Statoil will pay US$36.5 per share in an all-cash deal, a 36% premium over an average of the last 30 trading days and 20% above close of trading Oct. 14. Statoil will also assume approximately $300 million of Brigham debt.

"The U.S. unconventional plays hold a substantial resource base and represent an increasingly important part of future energy supplies,” says Statoil president and chief executive Helge Lund. “Entering the Bakken and Three Forks tight oil plays and taking on operatorship represents a new significant step for Statoil.”

Brigham currently holds some 375,800 net acres in the Williston Basin with production of 21,000 barrels of oil per day, with the potential to escalate to 60,000 to 100,000 BOE per day within five years, according to Statoil’s estimates. With 88 North Dakota wells on production, 24-hour initial production rates have averaged 2,800 BOE per day. Brigham operates 12 rigs in the region with 140 wells planned for 2012. Proved reserves year-end 2010 were 68 million BOE.

Caris & Co. analyst Gabriele Sorbara values the deal at $12,533 per acre ($9,929 per acre when backing out production valued at $80,000 per BOE per day), $70.31 per proved BOE, and $223,810 per flowing BOE.

Statoil estimates the risked resource base at 300- to 500 million BOE. Wells Fargo Securities analyst David Tameron estimates Statoil is paying $9 to $15 per barrel on risked resource potential. The Brigham transaction also includes approximately 430 miles of oil, natural gas and water transportation systems centrally located in the Williston Basin.

Brigham has positions in an additional 40,000 acres in the onshore Gulf Coast, the Anadarko Basin and the Permian Basin.

Bud Brigham, Brigham Exploration chairman, president and CEO, says a bigger enterprise with a larger balance sheet will be better positioned to take advantage of the company’s large and growing inventory of Williston Basin drilling locations. “We are excited to see this transaction completed and look forward to having our assets and employees integrate with the Statoil organization and the substantial asset position that they are growing in their U.S. onshore business.”

Statoil holds U.S. positions in both the Marcellus and Eagle Ford shales as well, primarily nonoperated. Lund says the company is positioning to be a leading player in the fast-growing U.S. onshore oil and gas industry.

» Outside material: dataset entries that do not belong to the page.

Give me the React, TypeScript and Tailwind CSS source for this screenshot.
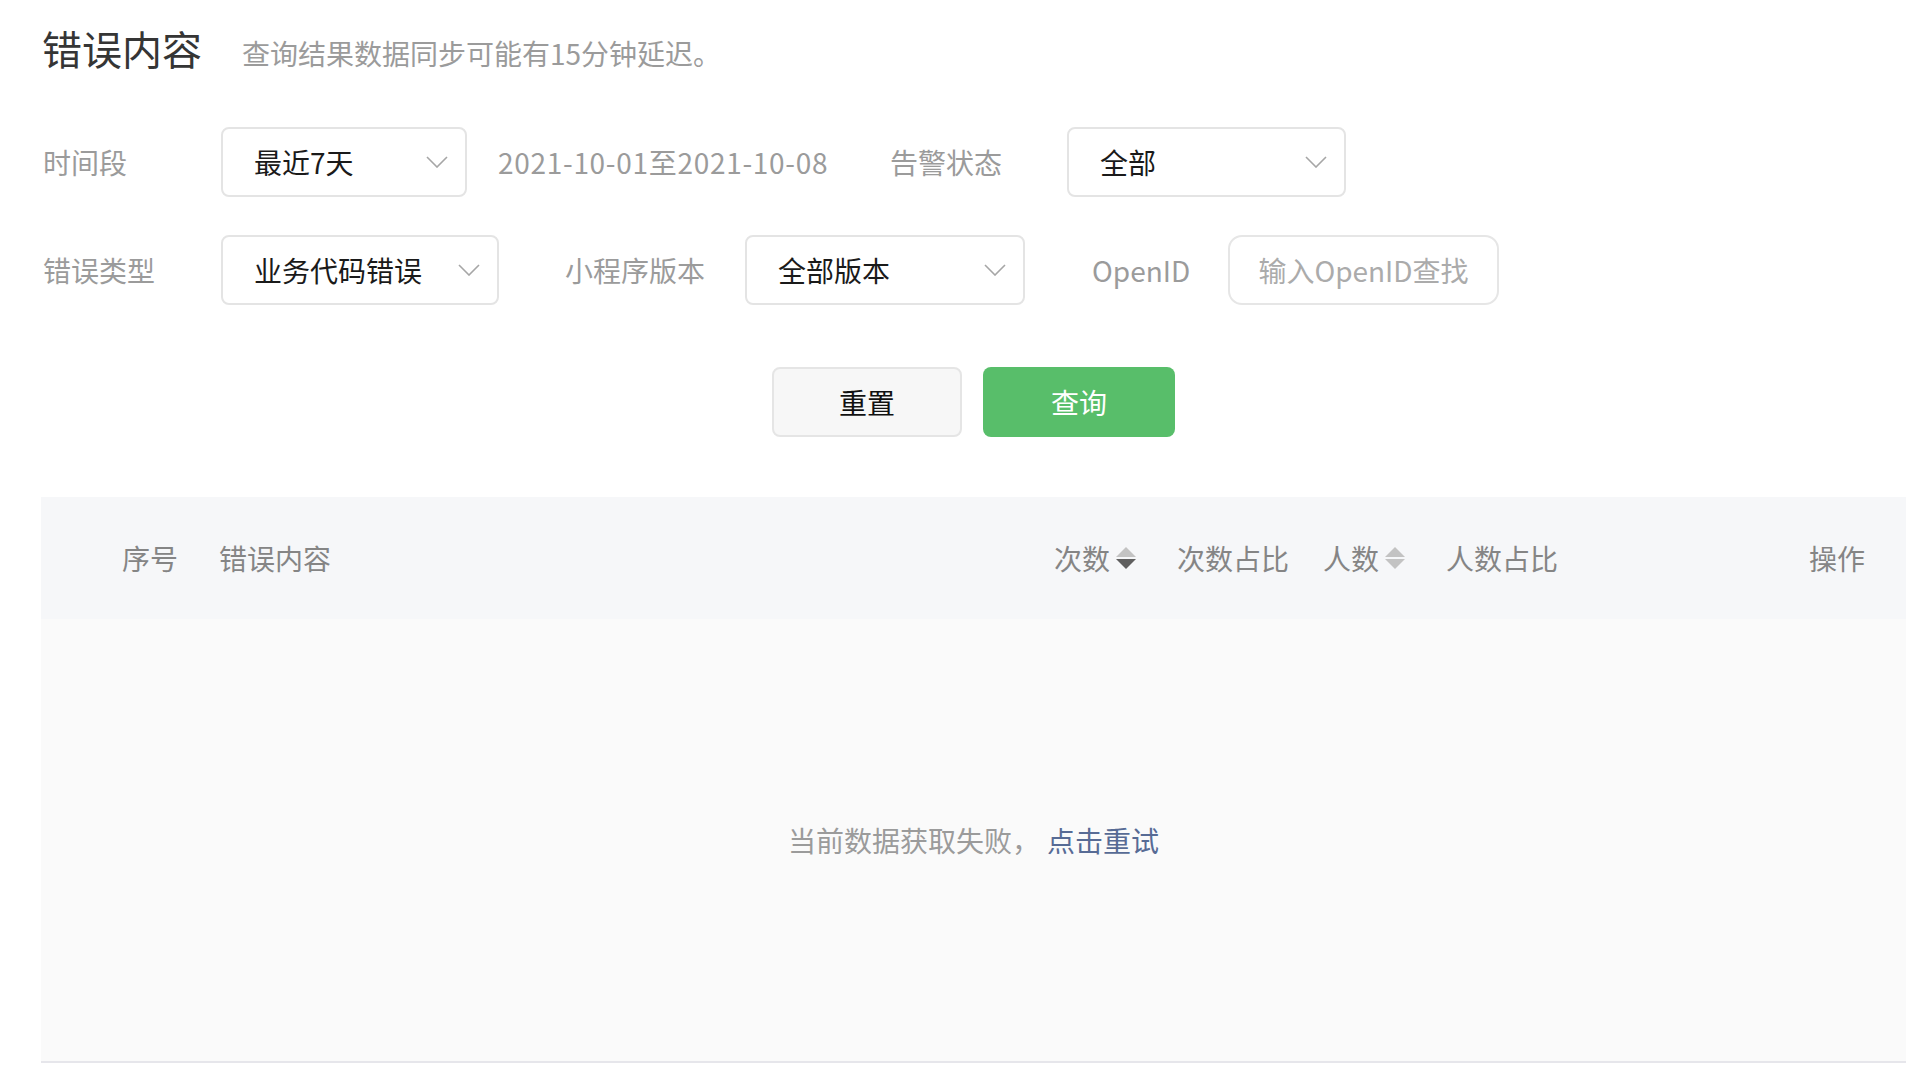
import React from "react";

function Chevron() {
  return (
    <svg width="22" height="12" viewBox="0 0 22 12" fill="none" className="shrink-0">
      <path d="M1 1 L11 11 L21 1" stroke="#a6a6a6" strokeWidth="1.6" />
    </svg>
  );
}

function Select({ value, width }: { value: string; width: string }) {
  return (
    <div
      className={`${width} h-[70px] shrink-0 border-2 border-[#e4e4e4] rounded-[8px] bg-white flex items-center justify-between pl-[31px] pr-[17px] text-[28px] text-[#1a1a1a]`}
    >
      <span>{value}</span>
      <Chevron />
    </div>
  );
}

function SortIcon({ active }: { active: boolean }) {
  return (
    <svg width="20" height="22" viewBox="0 0 20 22" className="ml-[6px] shrink-0">
      <polygon points="0,10 10,0 20,10" fill="#c3c3c3" />
      <polygon points="0,12 20,12 10,22" fill={active ? "#5f5f5f" : "#c3c3c3"} />
    </svg>
  );
}

export default function App() {
  return (
    <div className="w-[1910px] min-h-[1082px] bg-white font-['Noto_Sans_CJK_SC',sans-serif] pl-[41px] pr-[4px] pt-[22px]">
      {/* Title */}
      <div className="flex items-baseline pl-[1px]">
        <h1 className="text-[40px] leading-[52px] text-[#353535] font-normal">错误内容</h1>
        <span className="ml-[40px] text-[28px] text-[#9b9b9b]">查询结果数据同步可能有15分钟延迟。</span>
      </div>

      {/* Filters row 1 */}
      <div className="mt-[53px] flex items-center h-[70px] text-[28px]">
        <div className="w-[180px] shrink-0 pl-[2px] text-[#9b9b9b]">时间段</div>
        <Select value="最近7天" width="w-[246px]" />
        <div className="ml-[31px] w-[328px] shrink-0 text-[#9b9b9b] whitespace-nowrap tracking-[0.7px]">2021-10-01至2021-10-08</div>
        <div className="ml-[64px] w-[177px] shrink-0 text-[#9b9b9b]">告警状态</div>
        <Select value="全部" width="w-[279px]" />
      </div>

      {/* Filters row 2 */}
      <div className="mt-[38px] flex items-center h-[70px] text-[28px]">
        <div className="w-[180px] shrink-0 pl-[2px] text-[#9b9b9b]">错误类型</div>
        <Select value="业务代码错误" width="w-[278px]" />
        <div className="ml-[66px] w-[180px] shrink-0 text-[#9b9b9b]">小程序版本</div>
        <Select value="全部版本" width="w-[280px]" />
        <div className="ml-[67px] w-[136px] shrink-0 text-[#9b9b9b]">OpenID</div>
        <div className="w-[271px] h-[70px] shrink-0 border-2 border-[#e6e6e6] rounded-[14px] flex items-center justify-center text-[#ababab]">
          输入OpenID查找
        </div>
      </div>

      {/* Buttons */}
      <div className="mt-[62px] flex justify-center gap-[21px] text-[28px]">
        <button className="w-[190px] h-[70px] border-2 border-[#e5e5e5] bg-[#f7f7f7] rounded-[8px] text-[#111111] font-normal">
          重置
        </button>
        <button className="w-[192px] h-[70px] bg-[#58be6a] rounded-[8px] text-white">查询</button>
      </div>

      {/* Table */}
      <div className="mt-[60px]">
        <div className="h-[122px] bg-[#f6f7f9] flex items-center pl-[81px] pr-[41px] text-[28px] text-[#858585]">
          <div className="w-[97px] shrink-0">序号</div>
          <div className="w-[835px] shrink-0">错误内容</div>
          <div className="w-[123px] shrink-0 flex items-center">
            <span>次数</span>
            <SortIcon active={true} />
          </div>
          <div className="w-[146px] shrink-0">次数占比</div>
          <div className="w-[123px] shrink-0 flex items-center">
            <span>人数</span>
            <SortIcon active={false} />
          </div>
          <div className="flex-1">人数占比</div>
          <div>操作</div>
        </div>
        <div className="h-[444px] bg-[#fafafa] border-b-2 border-[#e6e6eb] flex items-center justify-center text-[28px]">
          <span className="text-[#9b9b9b]">当前数据获取失败，</span>
          <span className="ml-[7px] text-[#576b95]">点击重试</span>
        </div>
      </div>
    </div>
  );
}
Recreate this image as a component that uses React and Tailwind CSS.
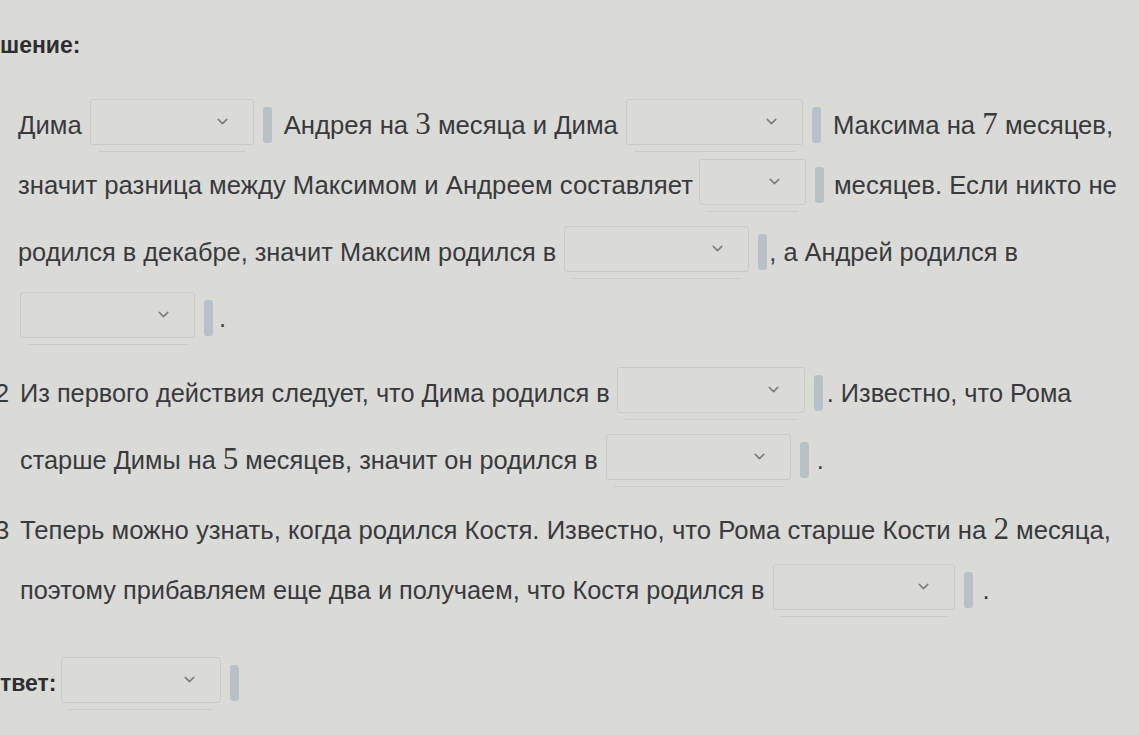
import { ChevronDown } from "lucide-react";

function Pick({ w }) {
  return (
    <div className="flex shrink-0 flex-col">
      <div
        className={`flex h-[46px] items-center justify-end rounded-[3px] border border-[#c8cac6] pr-[22px] ${w}`}
      >
        <ChevronDown size={17} strokeWidth={2.2} className="text-[#7c7e7e]" />
      </div>
      <div className="mx-[8px] mt-[6px] h-px bg-[#cacbc7]" />
    </div>
  );
}

function Bar({ after = "mr-[10px]" }) {
  return <span className={`ml-[9px] h-[36px] w-[9px] shrink-0 rounded-[3px] bg-[#b7c1c8] ${after}`} />;
}

function Num({ children }) {
  return <span className="font-['Liberation_Serif',serif] text-[31px] leading-none">{children}</span>;
}

function Row({ children, top, className = "" }) {
  return (
    <div className={`flex h-[56px] items-center whitespace-nowrap ${top} ${className}`}>{children}</div>
  );
}

export default function App() {
  return (
    <div className="min-h-[735px] w-[1139px] overflow-hidden bg-[#dadbd6] pt-[25px] font-['Liberation_Sans',Arial,sans-serif] text-[25.7px] text-[#383a3d]">
      <div className="flex h-[40px] items-center text-[23px] font-bold text-[#2c2e30]">шение:</div>

      <div className="pl-[18px]">
        <Row top="mt-[32px]">
          <span className="mr-[8px]">Дима</span>
          <Pick w="w-[164px]" />
          <Bar after="mr-[12px]" />
          <span>
            Андрея на <Num>3</Num> месяца и Дима
          </span>
          <span className="ml-[8px]" />
          <Pick w="w-[177px]" />
          <Bar after="mr-[12px]" />
          <span>
            Максима на <Num>7</Num> месяцев,
          </span>
        </Row>

        <Row top="mt-[4px]">
          <span className="mr-[6px]">значит разница между Максимом и Андреем составляет</span>
          <Pick w="w-[107px]" />
          <Bar after="mr-[10px]" />
          <span>месяцев. Если никто не</span>
        </Row>

        <Row top="mt-[11px]" className="text-[25.35px]">
          <span className="mr-[8px]">родился в декабре, значит Максим родился в</span>
          <Pick w="w-[185px]" />
          <Bar after="mr-[2px]" />
          <span>, а Андрей родился в</span>
        </Row>

        <Row top="mt-[10px]">
          <span className="ml-[2px]" />
          <Pick w="w-[175px]" />
          <Bar after="mr-[6px]" />
          <span>.</span>
        </Row>
      </div>

      <Row top="mt-[19px]" className="text-[25.35px]">
        <span className="-ml-[5px] w-[25px]">2</span>
        <span className="mr-[7px]">Из первого действия следует, что Дима родился в</span>
        <Pick w="w-[188px]" />
        <Bar after="mr-[4px]" />
        <span>. Известно, что Рома</span>
      </Row>

      <Row top="mt-[11px]" className="pl-[20px] text-[25.35px]">
        <span className="mr-[8px]">
          старше Димы на <Num>5</Num> месяцев, значит он родился в
        </span>
        <Pick w="w-[185px]" />
        <Bar after="mr-[8px]" />
        <span>.</span>
      </Row>

      <Row top="mt-[14px]">
        <span className="-ml-[5px] w-[25px]">3</span>
        <span>
          Теперь можно узнать, когда родился Костя. Известно, что Рома старше Кости на <Num>2</Num> месяца,
        </span>
      </Row>

      <Row top="mt-[4px]" className="pl-[20px] text-[25.35px]">
        <span className="mr-[8px]">поэтому прибавляем еще два и получаем, что Костя родился в</span>
        <Pick w="w-[182px]" />
        <Bar after="mr-[10px]" />
        <span>.</span>
      </Row>

      <Row top="mt-[37px]">
        <span className="mr-[4px] text-[23px] font-bold text-[#2c2e30]">твет:</span>
        <Pick w="w-[160px]" />
        <Bar />
      </Row>
    </div>
  );
}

"Brigham has proven itself as a premier operator with a highly attractive position in the Williston Basin,” says Lund. “We are a strong strategic fit, as both companies put a premium on technological innovation and advancement.”

“The transaction reflects the continued hunger of IOCs (international oil companies) and NOCs for exposure to U.S. shale plays,” says Global Hunter Securities analyst Michael Bodino. “This transaction is a big step for Statoil as they enter the Bakken and take on operatorship.”

Brigham, based in Austin, Texas, has more than 100 employees in Austin and North Dakota. Statoil plans to maintain the Austin office with a retention plan for current employees.

"We are impressed by the performance and technological prowess demonstrated by the employees of Brigham and look forward to further responsible development of these world-class assets. We will build on Brigham's good-neighbor program and continue to engage with local authorities and communities in the Williston Basin area," says Bill Maloney, executive vice president for Statoil in North America.

Closing is expected by the end of the first quarter 2012.

Tudor, Pickering, Holt & Co. Securities Inc. and Goldman, Sachs & Co. are financial advisors to Statoil. Vinson & Elkins LLP is legal advisor.